LONDON (Reuters) - Manager Claudio Ranieri and Leicester City’s players and fans may be in hot water following ill-discipline and off-field crowd behaviour during the 10-man champions’ remarkable 2-2 fightback at Stoke City on Saturday.
The normally unflappable Ranieri has rarely ever appeared more enraged as he confronted referee Craig Pawson at the interval following a stormy first half during which Jamie Vardy was sent off and Leicester fell two goals behind.
The Italian, though, was back at his affable best after his team’s “fantastic” revival.
As they were coming off the pitch at the break, Ranieri and some of his players remonstrated with Pawson and, as the official passed Leicester supporters while accompanied by security, coins appeared to be thrown at him.

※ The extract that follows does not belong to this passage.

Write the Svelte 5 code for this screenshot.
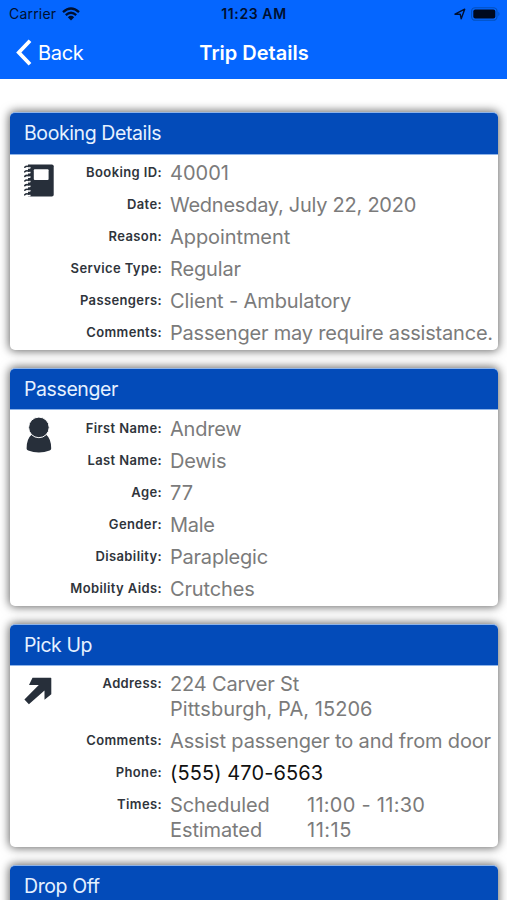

The game had reached boiling point after Pawson dismissed Vardy contentiously for a two-footed lunge that had not connected with Stoke’s Mame Biram Diouf.
In midweek, Pawson had a similar call to make over a challenge from Manchester United’s Marcos Rojo at Crystal Palace and only gave him a yellow card.
Of this apparent inconsistency, Ranieri shrugged: ”I don’t want to speak about this, every match is different. We must respect the referee every time.
“I said nothing to him at halftime. I just wanted to show to our fans, to my players, that I was there. There was nothing wrong.”
The sending-off set the tone for five yellow cards to be shown to Leicester players in seven minutes before the break and with a sixth brandished soon after halftime, Leicester are in line for an FA fine.
Of the objects being thrown on the pitch, Ranieri said: “I didn’t see them. Of course I would be disappointed (if they did).”
Ranieri had to be restrained by Leicester goalkeeper Kasper Schmeichel as he tried to get his vigorous point across to Pawson.
“I was angry because I saw my players were fighting a lot. There were so many yellow cards and in my opinion it was just a normal battle in the Premier League,” said Ranieri.
“At halftime we spoke a lot and continued to believe something good could be possible. I am always positive.”
Not even he, however, could have quite imagined the final 15 minutes during which goals from substitute Leonardo Ulloa and Daniel Amartey earned Leicester only their second away point all season.
“It could be a turning point today but we have to wait and see the next matches,” Ranieri said.